David Brooks offers an honest and thoughtful critique of the Palin pick:

If McCain is elected, he will face conditions tailor-made to foster disorder. He will be leading a divided and philosophically exhausted party. There simply aren’t enough Republican experts left to staff an administration, so he will have to throw together a hodgepodge with independents and Democrats. He will confront Democratic majorities that will be enraged and recriminatory.

On top of these conditions, he will have his own freewheeling qualities: a restless, thrill-seeking personality, a tendency to personalize issues, a tendency to lead life as a string of virtuous crusades.

He really needs someone to impose a policy structure on his moral intuitions. He needs a very senior person who can organize a vast administration and insist that he tame his lone-pilot tendencies and work through the established corridors — the National Security Council, the Domestic Policy Council. He needs a near-equal who can turn his instincts, which are great, into a doctrine that everybody else can predict and understand.

Rob Portman or Bob Gates wouldn’t have been politically exciting, but they are capable of performing those tasks. Palin, for all her gifts, is not. She underlines McCain’s strength without compensating for his weaknesses. The real second fiddle job is still unfilled.

This mirrors one of my own concerns regarding a McCain-Palin administration, specifically the question of who, exactly, would be running it day to day. John McCain may have decades of service under his belt, but his temperament is still very much a young man's, in ways good and bad. He's energetic and impetuous, and prefers making decisions based on a gut instinct to careful study. There are vast ranges of domestic policy in which it is apparent he has no fixed inclinations and little interest in establishing any.

Indeed, though the public generally gets a clearer vision of just what a politician believes the longer he's around, with McCain the reverse has been the case. Would a President McCain be like McCain circa 2001, who co-sponsored pretty much the entire Democratic, anti-Bush agenda? Or McCain circa 2007? Opposed to upper-bracket tax cuts or in favor? Pro-immigration reform or anti-? Active or passive on global warming? Would social security privatization be a priority? Would health care? And on and on. One can make educated guesses, but the truth is that in many instances no one can be entirely sure, including perhaps John McCain. Though he'd enter office with a few more clear priorities (most of them foreign-policy-related) than George W. Bush had, in many areas he'd be something of a blank slate--or rather, a slate on which various opposing leanings had been written and then scratched out.

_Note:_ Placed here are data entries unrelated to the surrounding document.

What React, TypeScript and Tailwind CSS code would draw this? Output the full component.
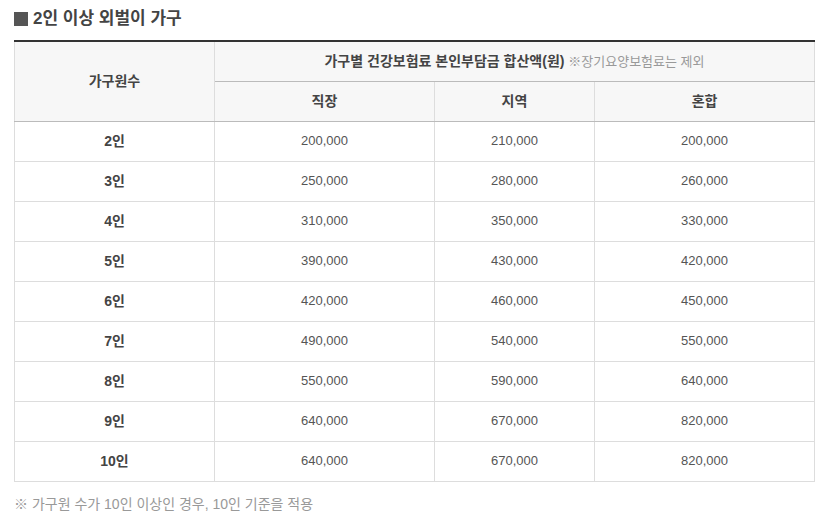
const rows: [string, string, string, string][] = [
  ["2인", "200,000", "210,000", "200,000"],
  ["3인", "250,000", "280,000", "260,000"],
  ["4인", "310,000", "350,000", "330,000"],
  ["5인", "390,000", "430,000", "420,000"],
  ["6인", "420,000", "460,000", "450,000"],
  ["7인", "490,000", "540,000", "550,000"],
  ["8인", "550,000", "590,000", "640,000"],
  ["9인", "640,000", "670,000", "820,000"],
  ["10인", "640,000", "670,000", "820,000"],
];

const font = { fontFamily: '"Liberation Sans", "Noto Sans CJK KR", sans-serif' };

export default function App() {
  return (
    <div className="bg-white w-[823px] h-[519px] px-[14px] pt-[7px] text-[#333]" style={font}>
      <h3 className="text-[17px] font-bold leading-[24px] text-[#444] flex items-center gap-[5px]">
        <span className="inline-block w-[14px] h-[14px] bg-[#555]"></span>
        2인 이상 외벌이 가구
      </h3>

      <table className="mt-[9px] w-[800px] border-collapse table-fixed text-[14px] text-center">
        <colgroup>
          <col className="w-[200px]" />
          <col className="w-[220px]" />
          <col className="w-[160px]" />
          <col className="w-[220px]" />
        </colgroup>
        <thead>
          <tr className="h-[40px] bg-[#f7f7f7] border-t-2 border-t-[#333]">
            <th rowSpan={2} className="font-bold text-[#444] border-l border-r border-[#ddd] border-b border-b-[#bbb]">
              가구원수
            </th>
            <th colSpan={3} className="font-bold text-[#444] border-r border-[#ddd] border-b border-b-[#bbb]">
              가구별 건강보험료 본인부담금 합산액(원){" "}
              <span className="font-normal text-[13px] text-[#999]">※장기요양보험료는 제외</span>
            </th>
          </tr>
          <tr className="h-[40px] bg-[#f7f7f7]">
            <th className="font-bold text-[#444] border-r border-[#ddd] border-b border-b-[#bbb]">직장</th>
            <th className="font-bold text-[#444] border-r border-[#ddd] border-b border-b-[#bbb]">지역</th>
            <th className="font-bold text-[#444] border-r border-[#ddd] border-b border-b-[#bbb]">혼합</th>
          </tr>
        </thead>
        <tbody>
          {rows.map((r) => (
            <tr key={r[0]} className="h-[40px]">
              <td className="font-bold text-[#444] border border-[#ddd]">{r[0]}</td>
              <td className="text-[13px] text-[#555] border border-[#ddd]">{r[1]}</td>
              <td className="text-[13px] text-[#555] border border-[#ddd]">{r[2]}</td>
              <td className="text-[13px] text-[#555] border border-[#ddd]">{r[3]}</td>
            </tr>
          ))}
        </tbody>
      </table>

      <p className="mt-[12px] text-[14px] text-[#999]">※ 가구원 수가 10인 이상인 경우, 10인 기준을 적용</p>
    </div>
  );
}
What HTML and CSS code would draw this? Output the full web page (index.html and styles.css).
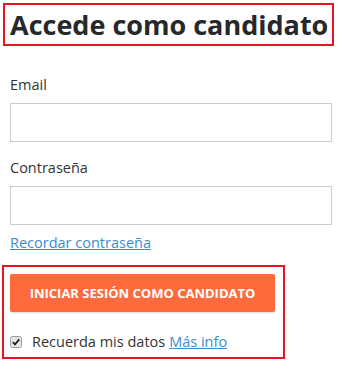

Which is why I (and I suspect many others) thought McCain's vice presidential pick would say more than is typical about what kind of administration he'd run. Joe Lieberman would've suggested hawkishness abroad and (relative) moderation at home; Tim Pawlenty would've suggested an emphasis on winning back the working class; and so on. But what does the Palin pick tell us? That a McCain administration would be about "reform"? And if so, reforming what? (Combating earmarks is hardly the basis for a presidency.) What I worry is that it tells us that John McCain still doesn't really know what a McCain administration would look like and, for the moment, he doesn't much care.